The hanged man started to speak.
Hadn’t his neck been broken? Hadn’t the people of Kilead been through enough after this man – or creature – had terrorized them?
“You thought you could kill me,” the hanged man said. “But you know not who you’re dealing with.”
He unfurled a switchblade from his pocket and cut the rope, landing on both feet like a demon-cat. His long, graying hair swayed in the night breeze. Clouds developed in the black sky, covering the cruel stars.
“You thought you were done with me. You’re mistaken.”
The hanged man was sentenced to death for a good reason. He’d raped and pillaged the town; he was a serial killer. It took ten men to restrain him when they cornered him one night in the tavern; his strength was prodigious.
“Get him! Someone! Shoot him!”
The executioners tried but failed. The hanged man twisted their arms, breaking them, and they crumpled to the ground. The people in the crowd, with their pitchforks and flames, no longer seemed blood-thirsty.
Now, they seemed terribly afraid.
They looked closely at the hanged man – what was he? A demon? A beast spawned from hell? His eyes turned a fiery red, his veins became visibly black. The hanged man straightened his broken neck, the bones crackling.
“You will be spared,” he said. “For now. I move through the earth, from town to town, bringing death and misery. Your town has seen enough. I’ve had my fill.
“But I will not leave you unscathed.”
His ugly face twisted into a grin. A child cried in the crowd, and one could hear the young mother consoling her, lying to her that the unspeakable evil before them would not harm her. All lies.
“From henceforth, Kilead is cursed.
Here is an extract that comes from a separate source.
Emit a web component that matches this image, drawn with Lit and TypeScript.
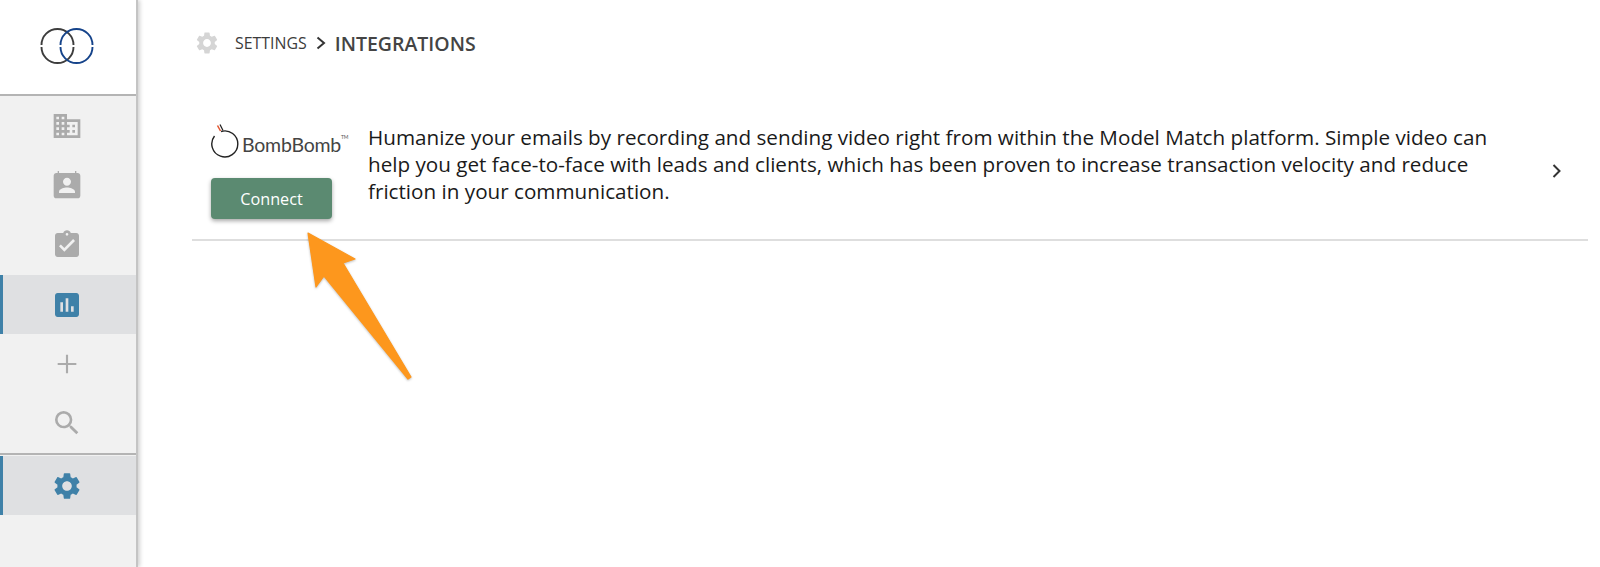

A doorway has been opened, and it’ll bring plague and famine, drought and disease, monsters and hellfire.
“The only way to satiate the god of below is sacrifice, the blood of innocents. You have a new god now, and you must worship him.
“I am your god.”
The crowd gasped; a woman fainted in the front row. The clouds covered the night sky, and black rain fell. The authorities of the town watched helplessly. They knew, deep in their hearts, that a new, terrible era had begun.
The hanged man walked slowly through the crowd. They made way for him, watching him walk the main street into the forest. The black rain became a downpour, and the people stood there soaked and dumbfounded.
The people of Kilead once feared the Christian God but now feared something else, a more terrible force. They sacrificed their young at the altar in the center of town according to new precepts, and they prayed the name of the new dark god, nervously, fearing he would return if they didn’t obey.
Some brave men tried to escape, venturing into the mountains with their families and hoping for a better life. But no one could escape. The hanged man would appear during their treks and eat them alive.
No one could escape the hanged man – the new god of Kilead.
The End
Author’s Note: I was inspired to write this based on a dark fantasy prompt I saw on this site. The prompt was, simply, “Suddenly, the hanged man starts to speak …” I’ve also been reading C.S. Lewis’ Till We Have Faces, a 1956 novel that’s a retelling of the myth of Cupid and Psyche, so it got my fantasy-writing mind in overdrive, I guess.
(Photo by Marek Piwnicki on Unsplash)
Oh, that’s horrifying. You write this so brilliantly with gothic and haunting imagery throughout this story. You know you’re screwed when death is the better option, and you can feel the reign of terror flood through you as you imagine the atrocities from before and what this new God will do. Extremely well written!
Thanks, Lucy! I love dark fantasy, so this my ode to the genre. There’s something so scary about evil that is also spiritual in nature.